La condanna a Belpietro - Maurizio Belpietro fu condannato per diffamazione a quattro mesi di carcere, poi sospesi, per aver pubblicato, nel novembre 2004, un articolo firmato da Raffaele Iannuzzi dal titolo "Mafia, 13 anni di scontri tra pm e carabinieri", ritenuto diffamatorio nei confronti dei magistrati Giancarlo Caselli e Guido Lo Forte.
Per i giudici di Strasburgo: pena troppo severa - I giudici di Strasburgo nella sentenza spiegano che una pena così severa rappresenta una violazione del diritto alla libertà d'espressione del direttore di Libero. La Corte sottolinea infatti che Belpietro venne condannato dalla Corte d'Appello di Milano non solo a risarcire Lo Forte e Caselli per un totale di 110mila euro, ma fu anche condannato a quattro anni di prigione. Secondo la Corte è questa parte della condanna, anche se poi sospesa, a costituire una violazione della libertà d'espressione.

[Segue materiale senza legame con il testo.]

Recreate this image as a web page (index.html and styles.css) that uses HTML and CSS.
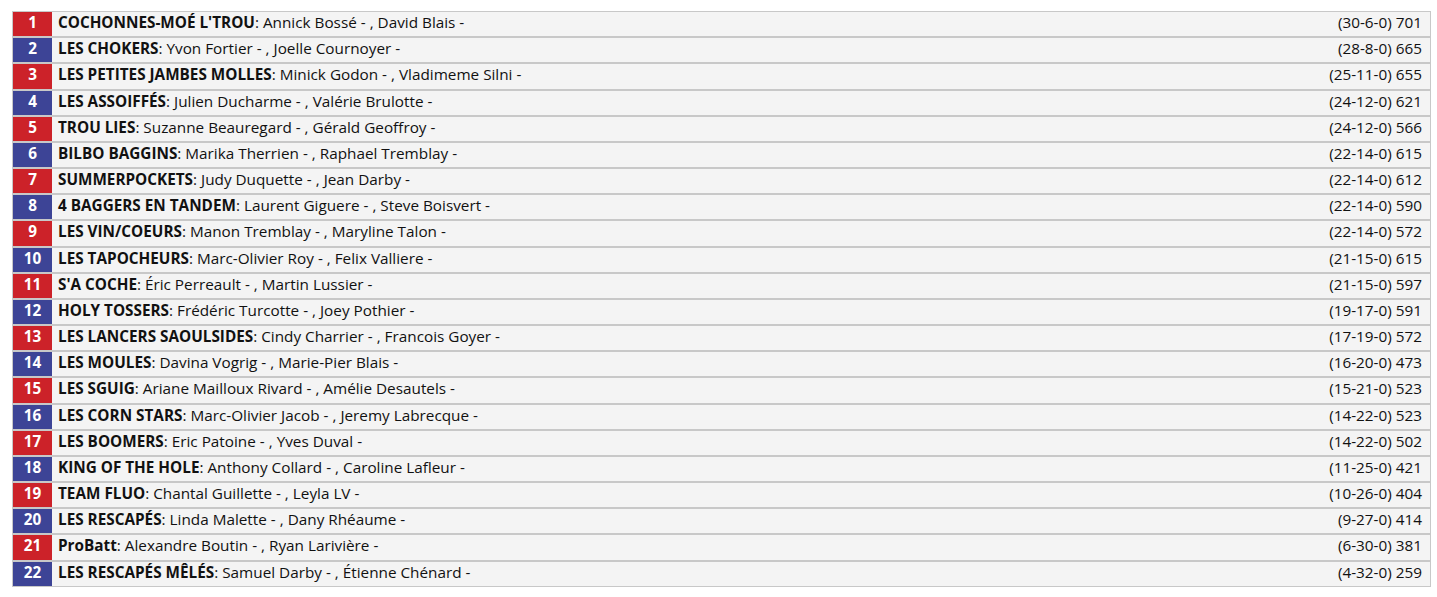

La prigione per un reato commesso a mezzo stampa è quasi sempre contro la libertà di espressione - La Corte infatti ritiene che, nonostante spetti alla giurisdizione interna fissare le pene, la prigione per un reato commesso a mezzo stampa è quasi sempre incompatibile con la libertàd'espressione dei giornalisti, garantita dall'articolo 10 della convenzione europea dei diritti umani. Solo in circostanze eccezionali, come per esempio nel caso di incitamento alla violenza o di diffusione di discorsi razzisti, può essere ammessa. Secondo i giudici di Strasburgo, nonostante l'articolo di Iannuzzi sia stato giustamente considerato diffamatorio, esso non rientra in quei casi eccezionali per cui può essere prevista la prigione.